In the case of two variables $X,Y$ not independent, we often wish to see how much the two are related.

In the following section, we only deal with discrete random variables, but keep in mind that the majority of the concepts directly translate to continuous random variables via use of integrals over summation.

**Definition:** The **covariance**, or measure of correlation of $X,Y$ is
$$
\text{Cov}(X,Y) = E[(X-\mu_x)(Y-\mu_y)]
$$

Notice that $\text{Cov}(X,X)=V(X)$.

**Definition:** The **correlation coeficient** of $X$ and $Y$, denoted by $\text{Corr}(X,Y), $\rho_{X,Y}$, or just $\rho$, is defined by
$$
\rho_{X,Y} = \frac{\text{Cov}(X,Y)}{\sigma_X\sigma_Y}
$$

Note that if $X,Y$ are independent, then $\rho=0$ but the reverse is not true.
Also note that this is a linear correlation measure.
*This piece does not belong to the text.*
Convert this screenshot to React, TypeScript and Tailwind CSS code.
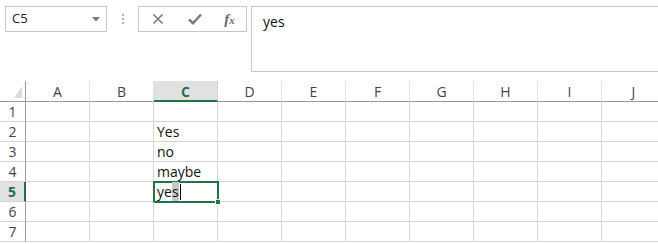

Not much else.

$\rho$ is also bounded by $[-1,1]$ if $Y$ is a linear combination of $X$.

Below is code for calculating the correlation coefficient in `numpy`

In [85]:
x = np.linspace(1, 100, num=100)
y = x + 2 * np.random.rand(100)

print(
    "Corellation Coefficient (expected close to 1): {}".format(np.corrcoef(x, y)[0, 1])
)

Corellation Coefficient (expected close to 1): 0.9997595641567226


### Section 2.3.2.2 Correlation For Samples

When applied to samples, the correlation coefficient is often written as $r_{xy}$ or $r$.
For paired data $\{(x_1,y_1),\dots,(x_n,y_n)\}$ we find that $r_{xy} = \frac{s_{xy}}{s_x s_y}$ where the sample covariance
$$
s_xy = \frac{1}{n-1}\sum_{i=1}^n (x_i-\overline{x})(y_i-\overline{y})
$$
and the sample standard deviation
$$
s_x = \sqrt{\frac{1}{n-1}\sum_{i=1}^n (x_i-\overline{x})^2}
$$

## Section 2.3.3.1 Random Samples

A **simple random sample** is a randomly selected subset of a population and often is used in practice.

This is because we can rarely obtain complete information about a population

**Definition:** The random variables $X_1,\dots, X_n$ are said to form a random sample of size $n$ if all $X_i$ are independent random variables and they all share the same probability distribution.

We also see that the sample random mean $E(\overline X)$ is equivalent to the population mean while the sample variance $V(\overline X)$ is the population variance divided by $n$.

### Section 2.3.3.2 Central Limit Theorem

Given the random variables $X_1,\dots, X_n$, the central limit theorem says that as $n$ increases $\overline X$ approaches a random normal distribution with mean equal to the sample mean and variance equal to the standard variance.

The approximation gets better as $n$ increases.